USB-A ports located on the front. This is just my personal preference, but if these ports are designed to be used for peripherals like a keyboard and mouse, they should be on the back of the switch to help with workspace design and to reduce cable clutter.

Limited details in quick start guide. When I first attempted to connect my MacBook Pro and iPad Pro to the switch, I had some issues getting the iPad to be recognized by the switch and connected monitor. As it turns out, the key was to open an app first that supported display mirroring. When I did that, the iPad mirroring function appeared immediately. This process though took about an hour to figure out if I was doing something wrong. The quick start guide that is included with the switch only mentions where you should plug in the smartphone or tablet. And there is limited information online about troubleshooting connection problems.

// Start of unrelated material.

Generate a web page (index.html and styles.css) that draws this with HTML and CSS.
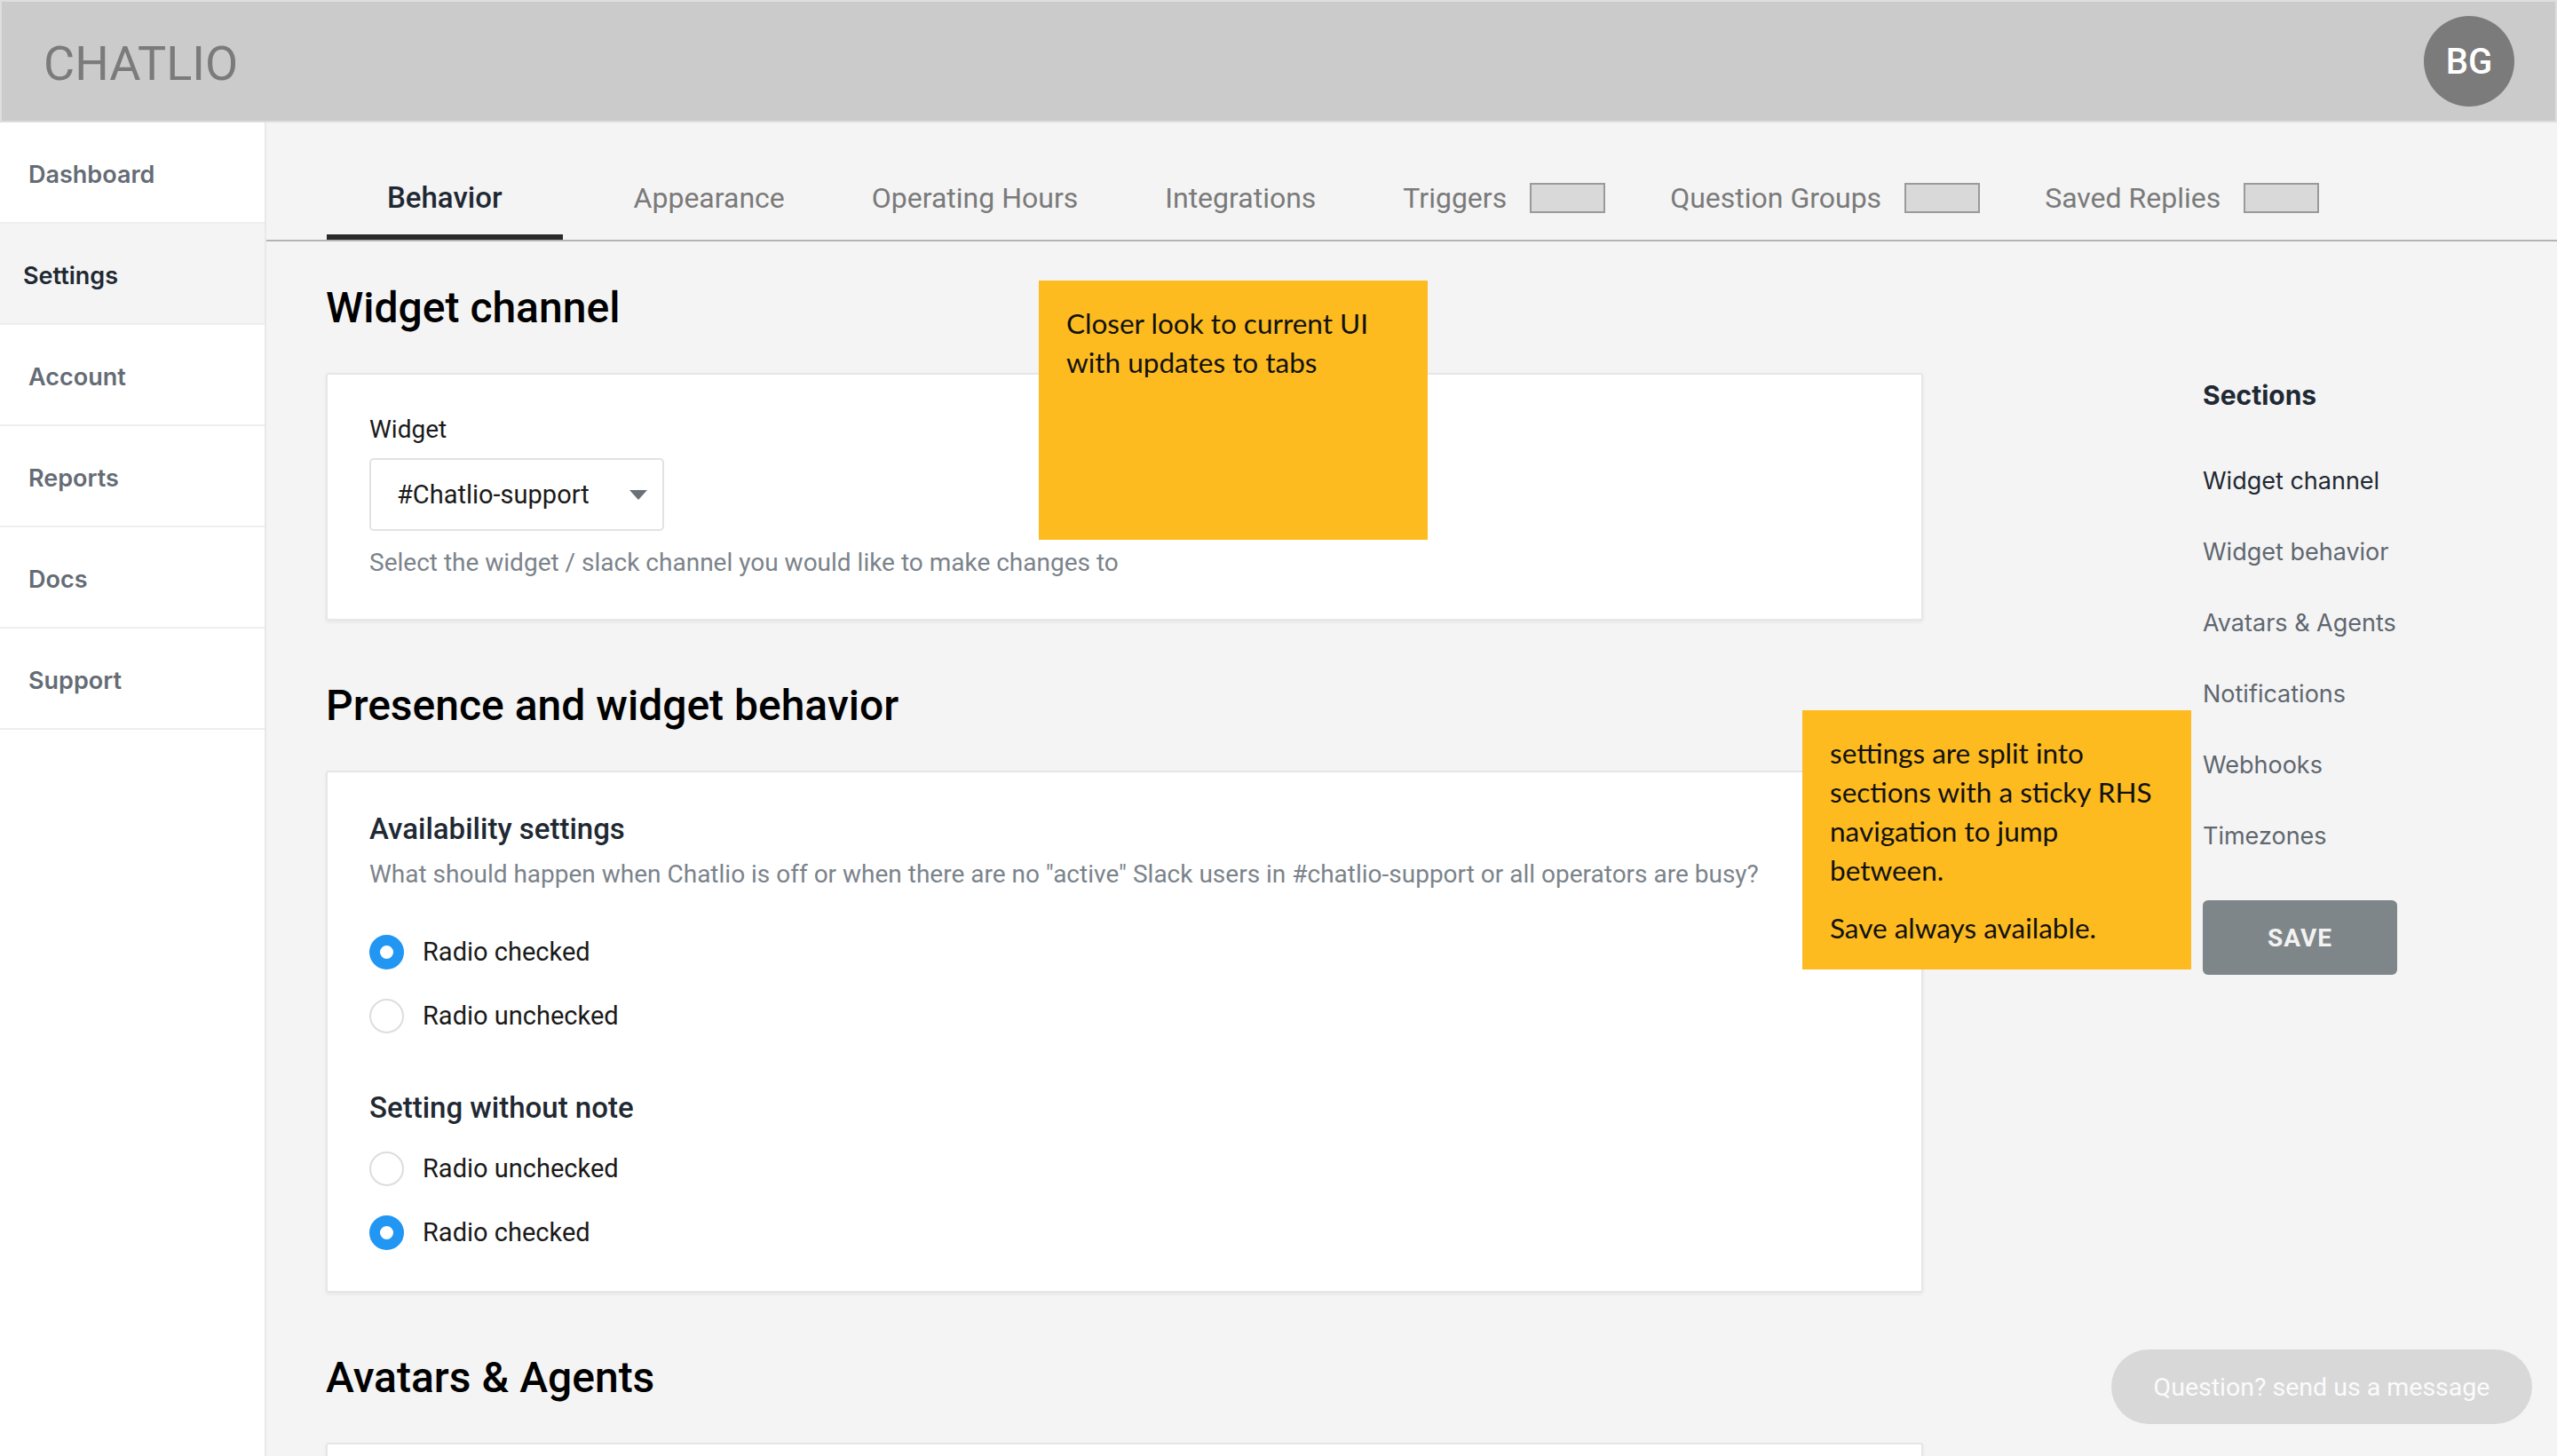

It was a frustrating process that was made worse when I couldn’t find any supporting documentation to fix the problem.

Aside from the few things I found flaws with design-wise, the Access Pro did a nice job of allowing me to access the iPad Pro on my monitor and utilize my keyboard (but not the mouse) at the same time I was connected to the MacBook Pro. Switching back and forth was a breeze. There was no perceived lag except when one of the devices had gone into sleep mode and had to be woken up. One thing I was very impressed with was how nice the display looked when mirroring the iPad. I am using HP 24f 24" IPS LED FHD FreeSync Monitor on the workstation where I tested the switch and it looked beautiful with the mirrored iPad displayed.


While I truly appreciate the concept behind the Access Pro, I think the execution could have been so much better. I would love to see the second generation of this product have a smaller desktop footprint with cable management taken into account. I would also really like to see a power adapter included. If one of the main features of the device requires the user to add something to make it happen, it’s not really a main feature, is it? This isn’t a bad option for a modern switcher, but it is an expensive one. I hope IOGEAR takes a strong look at the design of this before releasing the next generation version.